While the buy-in from senior management was repeated noted as essential in the ultimate success of any crisis information management framework, a good system will be required to look at the UN system at the macro, meso and micro levels, corresponding to the HQ, Regional HQ and Country Office levels, perhaps even going down to the Field Office level and the individuals in-situ.

The following recommendations apply broadly to the development of a system that meets the challenges and needs of all these levels:

  • The crisis information management solution must be provided for staff at each of the three levels. At each level, the IM tools and architecture must be perceived to have been designed primarily for their requirements.

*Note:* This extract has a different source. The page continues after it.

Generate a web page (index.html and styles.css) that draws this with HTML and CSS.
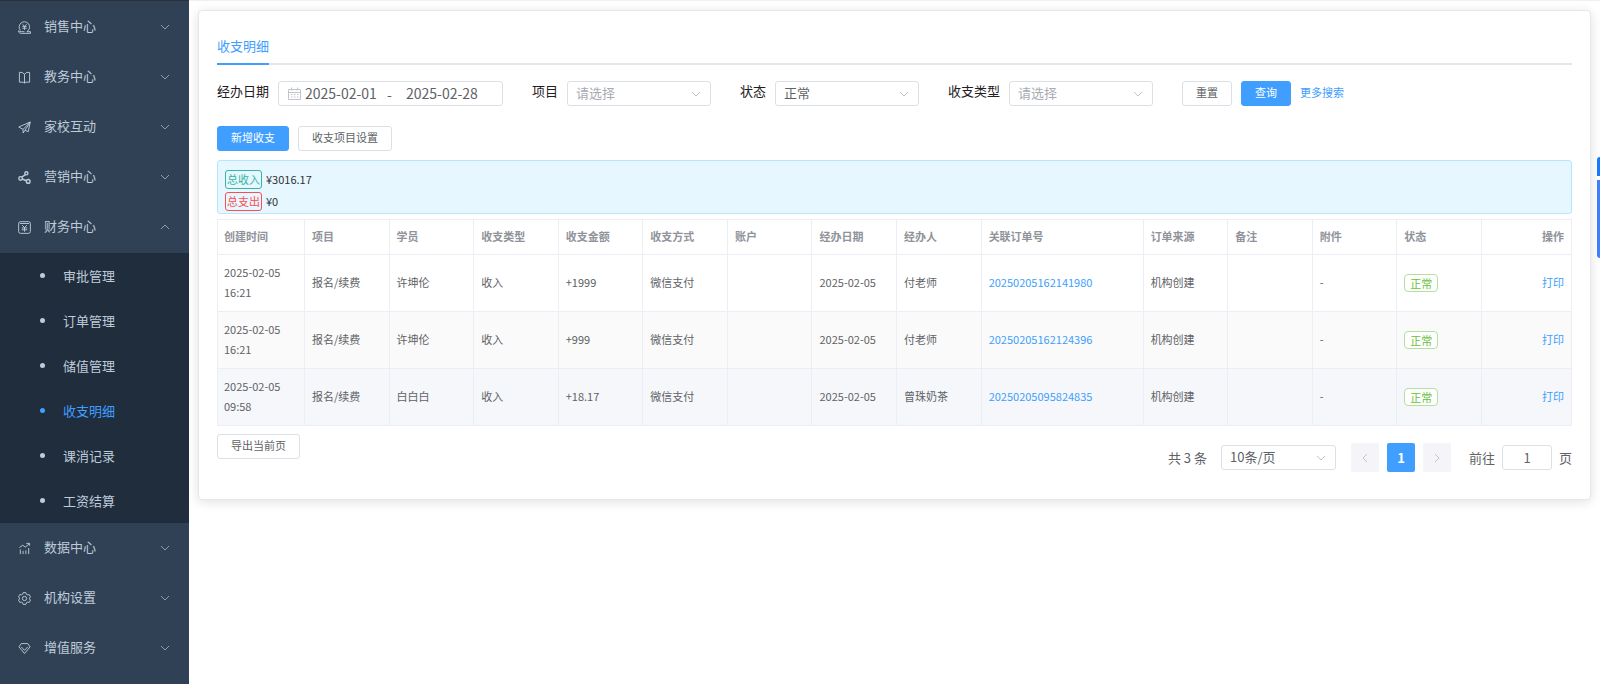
FILE: index.html
```html
<!DOCTYPE html>
<html lang="zh-CN">
<head>
<meta charset="utf-8">
<title>收支明细</title>
<link rel="stylesheet" href="styles.css">
</head>
<body>
<svg class="defs" width="0" height="0" aria-hidden="true">
  <symbol id="chev" viewBox="0 0 12 12"><path d="M2 4l4 4 4-4"/></symbol>
  <symbol id="chev-up" viewBox="0 0 12 12"><path d="M2 8l4-4 4 4"/></symbol>
  <symbol id="chev-left" viewBox="0 0 12 12"><path d="M8 2L4 6l4 4"/></symbol>
  <symbol id="chev-right" viewBox="0 0 12 12"><path d="M4 2l4 4-4 4"/></symbol>
</svg>
<div class="app">
  <nav class="sidebar">
    <a class="menu" href="#"><svg class="icon" viewBox="0 0 14 14"><path d="M2.500 10A5.600 5.600 0 1 1 11 10.200L9.500 11.500h4v1.800H3.500C1.500 13.300.5 12 .5 10.500c1 .8 2 1 3.500 1h3M4.800 3.500L7 5.700l2.200-2.200M7 5.700v3.800M4.700 6h4.600M4.700 7.800h4.600"/></svg><span>销售中心</span><svg class="arrow"><use href="#chev"/></svg></a>
    <a class="menu" href="#"><svg class="icon" viewBox="0 0 14 14"><path d="M7 3.500v9.500M7 3.500L4.500 1.500H1.500v10.500H5.500L7 13l1.500-1h4V1.500H9.500z"/></svg><span>教务中心</span><svg class="arrow"><use href="#chev"/></svg></a>
    <a class="menu" href="#"><svg class="icon" viewBox="0 0 14 14"><path d="M.8 6.500L13.200 1 11 11.500 7.500 10 5.500 13V9L.8 6.500M5.500 9L13 1.200M7.500 10L13 1.500"/></svg><span>家校互动</span><svg class="arrow"><use href="#chev"/></svg></a>
    <a class="menu" href="#"><svg class="icon bold" viewBox="0 0 14 14"><circle cx="2.800" cy="8" r="1.900"/><circle cx="9" cy="2.500" r="1.700"/><circle cx="11" cy="11.200" r="2"/><path d="M4 6.500L8 4M4.600 8.600l4.500 1.900"/></svg><span>营销中心</span><svg class="arrow"><use href="#chev"/></svg></a>
    <a class="menu" href="#"><svg class="icon" viewBox="0 0 14 14"><rect x=".7" y=".7" width="12.600" height="12.600" rx="2"/><path d="M2 2.700h10M4.500 4.500L7 7l2.500-2.500M7 7v4.500M4 7.500h6M4 9.500h6"/></svg><span>财务中心</span><svg class="arrow"><use href="#chev-up"/></svg></a>
    <div class="submenu">
      <a href="#">审批管理</a>
      <a href="#">订单管理</a>
      <a href="#">储值管理</a>
      <a class="active" href="#">收支明细</a>
      <a href="#">课消记录</a>
      <a href="#">工资结算</a>
    </div>
    <a class="menu" href="#"><svg class="icon" viewBox="0 0 14 14"><path d="M2.500 8v5M5.500 9.500v3.500M8.500 9v4M11.500 6.500V13M1.500 6L5 3.500l3 2 4-3.500M9 1.500h3.500V4"/></svg><span>数据中心</span><svg class="arrow"><use href="#chev"/></svg></a>
    <a class="menu" href="#"><svg class="icon" viewBox="0 0 14 14"><path d="M5.500.7h3l.5 1.700 1.300.7 1.700-.4 1.500 2.600-1.200 1.200v1l1.200 1.200-1.500 2.600-1.700-.4-1.300.7-.5 1.700h-3L5 11.600l-1.300-.7-1.700.4L.5 8.700l1.200-1.200v-1L.5 5.300 2 2.700l1.700.4L5 2.400z"/><circle cx="7" cy="7" r="2.300"/></svg><span>机构设置</span><svg class="arrow"><use href="#chev"/></svg></a>
    <a class="menu" href="#"><svg class="icon" viewBox="0 0 14 14"><path d="M3.500 1.700h7L13 5.200l-6 7.300-6-7.300zM3.500 5.200L7 9l3.500-3.800"/></svg><span>增值服务</span><svg class="arrow"><use href="#chev"/></svg></a>
  </nav>

  <main class="main">
    <section class="card">
      <div class="tabs"><a class="tab" href="#">收支明细</a></div>

      <form class="filters">
        <div class="field"><label for="from">经办日期</label>
          <div class="range">
            <svg class="calendar" viewBox="0 0 13 13"><path d="M.5 2.500h12v10H.5zM.5 5.500h12M3.500.5v3M9.500.5v3M3 7.500h1.500M6 7.500h1.500M9 7.500h1.500M3 10h1.500M6 10h1.500M9 10h1.500"/></svg>
            <input id="from" type="text" value="2025-02-01"><span>-</span><input type="text" aria-label="结束日期" value="2025-02-28">
          </div>
        </div>
        <div class="field"><label for="item">项目</label><div class="select empty"><select id="item"><option>请选择</option></select><svg><use href="#chev"/></svg></div></div>
        <div class="field"><label for="state">状态</label><div class="select"><select id="state"><option>正常</option></select><svg><use href="#chev"/></svg></div></div>
        <div class="field"><label for="type">收支类型</label><div class="select empty"><select id="type"><option>请选择</option></select><svg><use href="#chev"/></svg></div></div>
        <div class="actions"><button class="btn" type="button">重置</button><button class="btn primary" type="button">查询</button><a class="more" href="#">更多搜索</a></div>
      </form>

      <div class="toolbar"><button class="btn primary" type="button">新增收支</button><button class="btn" type="button">收支项目设置</button></div>

      <div class="summary">
        <div class="total"><span class="tag income">总收入</span><span>¥3016.17</span></div>
        <div class="total"><span class="tag expense">总支出</span><span>¥0</span></div>
      </div>

      <table class="grid">
        <colgroup><col class="c-time"><col><col><col><col><col><col><col><col><col class="c-order"><col><col><col><col><col class="c-op"></colgroup>
        <thead><tr><th>创建时间</th><th>项目</th><th>学员</th><th>收支类型</th><th>收支金额</th><th>收支方式</th><th>账户</th><th>经办日期</th><th>经办人</th><th>关联订单号</th><th>订单来源</th><th>备注</th><th>附件</th><th>状态</th><th>操作</th></tr></thead>
        <tbody>
          <tr><td>2025-02-05 16:21</td><td>报名/续费</td><td>许坤伦</td><td>收入</td><td>+1999</td><td>微信支付</td><td></td><td>2025-02-05</td><td>付老师</td><td><a href="#">20250205162141980</a></td><td>机构创建</td><td></td><td>-</td><td><span class="status">正常</span></td><td><a href="#">打印</a></td></tr>
          <tr class="striped"><td>2025-02-05 16:21</td><td>报名/续费</td><td>许坤伦</td><td>收入</td><td>+999</td><td>微信支付</td><td></td><td>2025-02-05</td><td>付老师</td><td><a href="#">20250205162124396</a></td><td>机构创建</td><td></td><td>-</td><td><span class="status">正常</span></td><td><a href="#">打印</a></td></tr>
          <tr class="hovered"><td>2025-02-05 09:58</td><td>报名/续费</td><td>白白白</td><td>收入</td><td>+18.17</td><td>微信支付</td><td></td><td>2025-02-05</td><td>曾珠奶茶</td><td><a href="#">20250205095824835</a></td><td>机构创建</td><td></td><td>-</td><td><span class="status">正常</span></td><td><a href="#">打印</a></td></tr>
        </tbody>
      </table>

      <footer class="footer">
        <button class="btn" type="button">导出当前页</button>
        <div class="pager">
          <span>共 3 条</span>
          <div class="select size"><select aria-label="每页条数"><option>10条/页</option></select><svg><use href="#chev"/></svg></div>
          <div class="pages">
            <button type="button" aria-label="上一页" disabled><svg><use href="#chev-left"/></svg></button>
            <button class="current" type="button">1</button>
            <button type="button" aria-label="下一页" disabled><svg><use href="#chev-right"/></svg></button>
          </div>
          <div class="jump"><label for="page">前往</label><input id="page" type="text" value="1"><span>页</span></div>
        </div>
      </footer>
    </section>
  </main>
</div>
<aside class="helper"></aside>
</body>
</html>
```
FILE: styles.css
```css
* { box-sizing: border-box; }
body {
  margin: 0;
  background: #fff;
  color: #606266;
  font: 13px/20px "Noto Sans CJK SC", sans-serif;
}
a { color: #409eff; text-decoration: none; }
svg { display: block; fill: none; stroke: currentColor; }
input, select, button { font: inherit; color: inherit; }
.defs { position: absolute; }
.app { display: flex; min-height: 100vh; }

.sidebar {
  flex: none;
  width: 189px;
  padding-top: 1px;
  background: #304156;
  border-top: 1px solid #2b2f3a;
}
.menu {
  display: flex;
  align-items: center;
  height: 50px;
  padding: 0 18px;
  color: #bfcbd9;
}
.menu span { padding-bottom: 2px; }
.icon { width: 13px; height: 13px; margin-right: 13px; }
.icon.bold { stroke-width: 1.500; }
.arrow { width: 12px; height: 12px; margin-left: auto; color: #909daf; }
.submenu { margin: 1px 0 0; background: #1f2d3d; }
.submenu a {
  display: flex;
  align-items: center;
  height: 45px;
  padding-left: 40px;
  color: #bfcbd9;
}
.submenu a::before {
  content: "";
  width: 5px;
  height: 5px;
  margin-right: 18px;
  border-radius: 50%;
  background: currentColor;
}
.submenu a.active { color: #409eff; }

.main {
  flex: 1;
  min-width: 0;
  padding: 9px 9px 0;
  border-top: 1px solid #f0f0f0;
}
.card {
  padding: 25px 18px 27px;
  border: 1px solid #e4e7ed;
  border-radius: 4px;
  background: #fff;
  box-shadow: 0 2px 12px rgba(0, 0, 0, .12);
}
.tabs { display: flex; border-bottom: 2px solid #e4e7ed; }
.tab {
  margin-bottom: -2px;
  padding-bottom: 7px;
  border-bottom: 2px solid #409eff;
}

.filters { display: flex; gap: 29px; margin-top: 16px; }
.field { display: flex; gap: 9px; }
.field label { color: #1f2023; }
.range, .select select, .jump input {
  height: 25px;
  border: 1px solid #dcdfe6;
  border-radius: 3px;
  background: #fff;
}
.range { display: flex; align-items: center; width: 225px; padding-left: 9px; font-size: 14px; }
.range span { width: 13px; text-align: center; margin-right: 10px; }
.range input { width: 78px; padding: 0 0 2px; border: 0; background: none; }
.calendar { width: 13px; height: 13px; margin-right: 4px; color: #c0c4cc; }
.select { position: relative; width: 144px; }
.select select { display: block; width: 100%; padding: 0 8px 1px; appearance: none; line-height: 22px; }
.select.empty select { color: #a8abb2; }
.select svg {
  position: absolute;
  top: 7px;
  right: 9px;
  width: 12px;
  height: 12px;
  color: #c0c4cc;
  pointer-events: none;
}
.actions, .toolbar { display: flex; gap: 9px; }
.btn {
  height: 25px;
  padding: 0 13px 3px;
  border: 1px solid #dcdfe6;
  border-radius: 3px;
  background: #fff;
  font-size: 11px;
  line-height: 20px;
}
.btn.primary { border-color: #409eff; background: #409eff; color: #fff; }
.more { font-size: 11px; line-height: 22px; }
.toolbar { margin-top: 20px; }

.summary {
  display: grid;
  gap: 3px;
  margin: 9px 0 5px;
  padding: 9px 7px 2px;
  border: 1px solid #b8e6fd;
  border-radius: 3px;
  background: #e6f7ff;
  color: #303133;
  font-size: 11px;
}
.total { display: flex; align-items: center; gap: 4px; line-height: 17px; }
.tag { padding: 0 1px; border: 1px solid; border-radius: 3px; }
.income { color: #36b5a2; }
.expense { color: #ff4d4f; }

.grid {
  width: 100%;
  table-layout: fixed;
  border-collapse: collapse;
  font-size: 11px;
}
.c-time { width: 87px; }
.c-order { width: 162px; }
.c-op { width: 90px; }
.grid th, .grid td { padding: 0 7px 3px; border: 1px solid #ebeef5; text-align: left; }
.grid th { height: 35px; color: #909399; font-weight: 700; }
.grid td { height: 57px; }
.grid td:first-child, .grid th:first-child { padding-left: 6px; }
.grid th:last-child, .grid td:last-child { text-align: right; }
.striped { background: #fafafa; }
.hovered { background: #f5f7fa; }
.status {
  display: inline-block;
  margin-top: 3px;
  padding: 0 5px;
  border: 1px solid #b3e19d;
  border-radius: 4px;
  background: #fff;
  color: #67c23a;
  line-height: 16px;
}

.footer { display: flex; justify-content: space-between; align-items: flex-start; margin-top: 8px; }
.pager { display: flex; align-items: center; margin-top: 9px; }
.select.size { width: 115px; margin: 0 15px 0 14px; }
.pages { display: flex; gap: 8px; }
.pages button {
  display: flex;
  align-items: center;
  justify-content: center;
  width: 28px;
  height: 29px;
  padding: 0;
  border: 0;
  border-radius: 2px;
  background: #f4f4f9;
  color: #c0c4cc;
}
.pages svg { width: 12px; height: 12px; }
.pages .current { background: #409eff; color: #fff; font-weight: 700; }
.jump { display: flex; align-items: center; gap: 7px; margin-left: 18px; }
.jump input { width: 50px; padding: 0; text-align: center; }

.helper {
  position: fixed;
  top: 157px;
  right: 0;
  width: 3px;
  height: 101px;
  border-radius: 6px 0 0 6px;
  background: linear-gradient(#1677ff 19px, #fff 19px, #fff 23px, #3d7fff 23px);
}
```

  • If UN system wide / UN mandated solutions aren’t provided, then staff will find, use and promote their own solutions within peer groups. This is the source of poor-quality intranet sub-sites, ad hoc / point solutions and other undesirable approaches, including the net result of information scatter and little or no interoperability.
  • A clear policy must be developed, adopted and buy-in fostered, outlining when each of the three levels applies, and how information should be managed within each level.
  • Processes must be put in place to ‘bubble up’ or ‘promote’ information from lower levels up to higher levels, and trickle down information vice versa. For example, some team-generated information will be critical for the whole organization and some policies passed in NY critical for the safety and security of UN staff on the ground.
  • As much as possible, a seamless information management environment should be delivered that covers all three levels. This means designing for austere network conditions, mobile devices including mobile phones, able to transverse diverse networks, be browser, platform, device and operating system agnostic to the greatest extent possible
  • Be based on open standards and open source.